_INPUT ROWS_
________________________________________
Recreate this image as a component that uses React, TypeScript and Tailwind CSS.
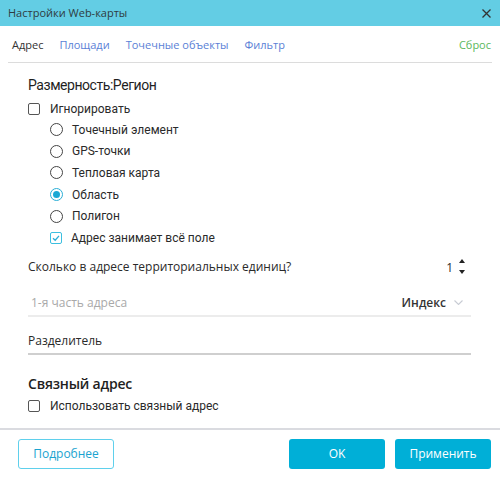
import React from "react"

const tabs = ["Площади", "Точечные объекты", "Фильтр"]
const radios = [
  { label: "Точечный элемент", on: false },
  { label: "GPS-точки", on: false },
  { label: "Тепловая карта", on: false },
  { label: "Область", on: true },
  { label: "Полигон", on: false },
]

function Box({ checked }: { checked?: boolean }) {
  return (
    <span
      className={
        "flex h-[12px] w-[12px] shrink-0 items-center justify-center rounded-[2px] border " +
        (checked ? "border-[#3cbfe0]" : "border-[#555]")
      }
    >
      {checked && (
        <svg width="8" height="8" viewBox="0 0 8 8">
          <path d="M1 4.2 L3.2 6.2 L7 1.8" fill="none" stroke="#2aaed6" strokeWidth="1.3" />
        </svg>
      )}
    </span>
  )
}

function Radio({ on }: { on?: boolean }) {
  return (
    <span
      className={
        "flex h-[13px] w-[13px] shrink-0 items-center justify-center rounded-full border " +
        (on ? "border-[#2aaed6]" : "border-[#444]")
      }
    >
      {on && <span className="h-[7px] w-[7px] rounded-full bg-[#1ba8d4]" />}
    </span>
  )
}

export default function App() {
  return (
    <div className="flex h-[478px] w-[500px] flex-col bg-white font-['Open_Sans',sans-serif] text-[#2a2a2a]">
      {/* title bar */}
      <div className="flex h-[26px] items-center justify-between bg-[#63cde4] pl-[8px] pr-[9px]">
        <span className="text-[11px] text-[#2f3b40]">Настройки Web-карты</span>
        <svg width="9" height="9" viewBox="0 0 9 9">
          <path d="M0.5 0.5 L8.5 8.5 M8.5 0.5 L0.5 8.5" stroke="#333" strokeWidth="1.3" />
        </svg>
      </div>

      {/* tabs */}
      <div className="mx-[8px] flex h-[37px] items-center border-b border-[#dcdcdc] pl-[4px] pt-[2px] text-[11px]">
        <span className="text-[#333]">Адрес</span>
        {tabs.map((t) => (
          <span key={t} className="ml-[16px] text-[#5a7fd6]">
            {t}
          </span>
        ))}
        <span className="ml-auto pr-[1px] text-[#5cb85c]">Сброс</span>
      </div>

      {/* body */}
      <div className="flex flex-1 flex-col pl-[28px] pr-[29px]">
        <div className="mt-[12px] font-['Roboto',sans-serif] text-[14px] leading-[20px] tracking-[-0.45px] text-[#1f1f1f]">
          Размерность:Регион
        </div>
        <div className="mt-[3px] flex h-[21px] items-center gap-[10px] font-['Roboto',sans-serif] text-[12px]">
          <Box />
          <span>Игнорировать</span>
        </div>
        <div className="flex flex-col pl-[22px] font-['Roboto',sans-serif] text-[12px]">
          {radios.map((r) => (
            <div key={r.label} className="flex h-[21.6px] items-center gap-[9px]">
              <Radio on={r.on} />
              <span>{r.label}</span>
            </div>
          ))}
          <div className="flex h-[21.6px] items-center gap-[9px]">
            <Box checked />
            <span>Адрес занимает всё поле</span>
          </div>
        </div>

        <div className="mt-[6px] flex h-[24px] items-center text-[12px]">
          <span>Сколько в адресе территориальных единиц?</span>
          <span className="ml-auto mr-[6px] mt-[2px]">1</span>
          <span className="mr-[6px] flex flex-col gap-[7px]">
            <svg width="6" height="4" viewBox="0 0 6 4">
              <path d="M0 4 L3 0 L6 4Z" fill="#222" />
            </svg>
            <svg width="6" height="4" viewBox="0 0 6 4">
              <path d="M0 0 L3 4 L6 0Z" fill="#222" />
            </svg>
          </span>
        </div>

        <div className="mt-[12px] flex h-[26px] items-center border-b-2 border-[#ececec] pl-[3px] text-[12px]">
          <span className="text-[#a9a9a9]">1-я часть адреса</span>
          <span className="ml-auto font-semibold text-[#333]">Индекс</span>
          <svg className="ml-[8px] mr-[8px]" width="9" height="5" viewBox="0 0 9 5">
            <path d="M0.5 0.5 L4.5 4.5 L8.5 0.5" fill="none" stroke="#c8ccd4" strokeWidth="1.1" />
          </svg>
        </div>

        <div className="mt-[13px] flex h-[25px] items-center border-b-2 border-[#cfcfcf] text-[12px]">
          <span>Разделитель</span>
        </div>

        <div className="mt-[19px] text-[14px] font-[550] tracking-[-0.2px] leading-[20px] text-[#1f1f1f]">
          Связный адрес
        </div>
        <div className="mt-[2px] flex h-[21px] items-center gap-[10px] font-['Roboto',sans-serif] text-[12px]">
          <Box />
          <span>Использовать связный адрес</span>
        </div>
      </div>

      {/* footer */}
      <div className="flex h-[50px] items-center border-t-2 border-[#dadbe0] px-[9px] pb-[1px] text-[12px]">
        <button className="ml-[9px] h-[30px] w-[96px] rounded-[3px] border border-[#5fd0ec] text-[#1ba3cf]">
          Подробнее
        </button>
        <button className="ml-auto h-[30px] w-[96px] rounded-[3px] bg-[#00afd7] text-white">
          OK
        </button>
        <button className="ml-[10px] h-[30px] w-[96px] rounded-[3px] bg-[#00afd7] text-white">
          Применить
        </button>
      </div>
    </div>
  )
}
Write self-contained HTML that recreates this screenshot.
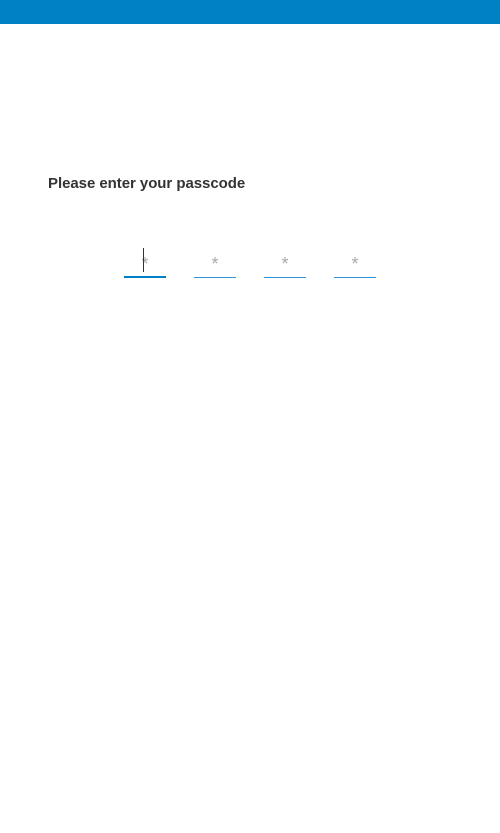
<!DOCTYPE html>
<html><head><style>
body{margin:0;width:500px;height:833px;background:#fff;position:relative;overflow:hidden;font-family:"Liberation Sans",sans-serif}
.bar{position:absolute;left:0;top:0;width:500px;height:24px;background:#0081c6}
.t{position:absolute;left:48px;top:175px;font-size:15px;font-weight:bold;color:#333;letter-spacing:-0.05px}
.f{position:absolute;top:250px;width:42px;height:28px}
.f span{position:absolute;left:0;width:42px;text-align:center;top:4px;font-size:18px;color:#aaa}
.f i{position:absolute;left:0;bottom:0;width:42px;height:1px;background:#2f95da}
.f.a i{height:2px;background:#0081c6}
.cur{position:absolute;left:143px;top:248px;width:1px;height:24px;background:#333}
</style></head><body>
<div class="bar"></div>
<div class="t">Please enter your passcode</div>
<div class="f a" style="left:124px"><span>*</span><i></i></div>
<div class="f" style="left:194px"><span>*</span><i></i></div>
<div class="f" style="left:264px"><span>*</span><i></i></div>
<div class="f" style="left:334px"><span>*</span><i></i></div>
<div class="cur"></div>
</body></html>
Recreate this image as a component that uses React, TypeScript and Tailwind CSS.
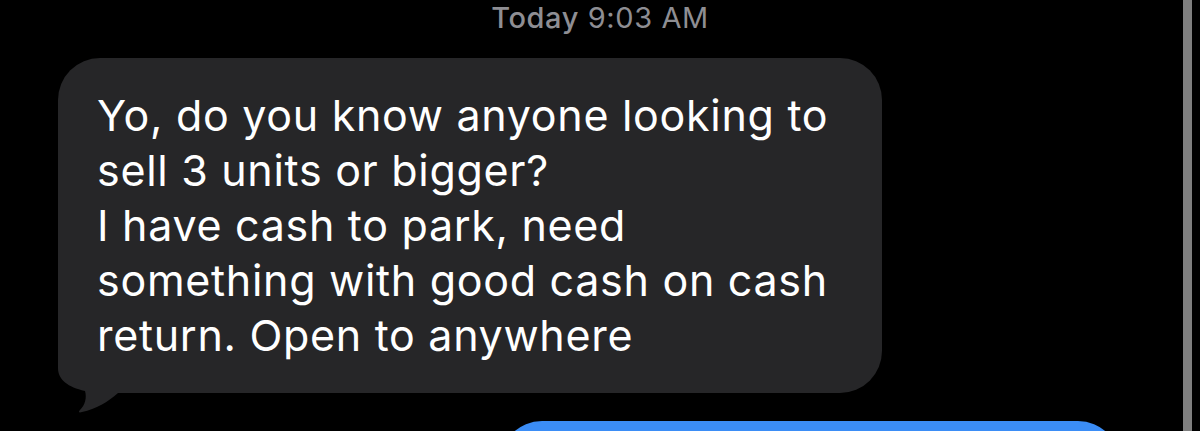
________________________________________
Pictures excluded, copy exactly the lines running from the one with "Write self-contained HTML" through the last line of the material.

_THE REPLY_
Write self-contained HTML that recreates this screenshot.
<!DOCTYPE html>
<html><head><style>
body{margin:0;width:500px;height:833px;background:#fff;position:relative;overflow:hidden;font-family:"Liberation Sans",sans-serif}
.bar{position:absolute;left:0;top:0;width:500px;height:24px;background:#0081c6}
.t{position:absolute;left:48px;top:175px;font-size:15px;font-weight:bold;color:#333;letter-spacing:-0.05px}
.f{position:absolute;top:250px;width:42px;height:28px}
.f span{position:absolute;left:0;width:42px;text-align:center;top:4px;font-size:18px;color:#aaa}
.f i{position:absolute;left:0;bottom:0;width:42px;height:1px;background:#2f95da}
.f.a i{height:2px;background:#0081c6}
.cur{position:absolute;left:143px;top:248px;width:1px;height:24px;background:#333}
</style></head><body>
<div class="bar"></div>
<div class="t">Please enter your passcode</div>
<div class="f a" style="left:124px"><span>*</span><i></i></div>
<div class="f" style="left:194px"><span>*</span><i></i></div>
<div class="f" style="left:264px"><span>*</span><i></i></div>
<div class="f" style="left:334px"><span>*</span><i></i></div>
<div class="cur"></div>
</body></html>
Recreate this image as a component that uses React, TypeScript and Tailwind CSS.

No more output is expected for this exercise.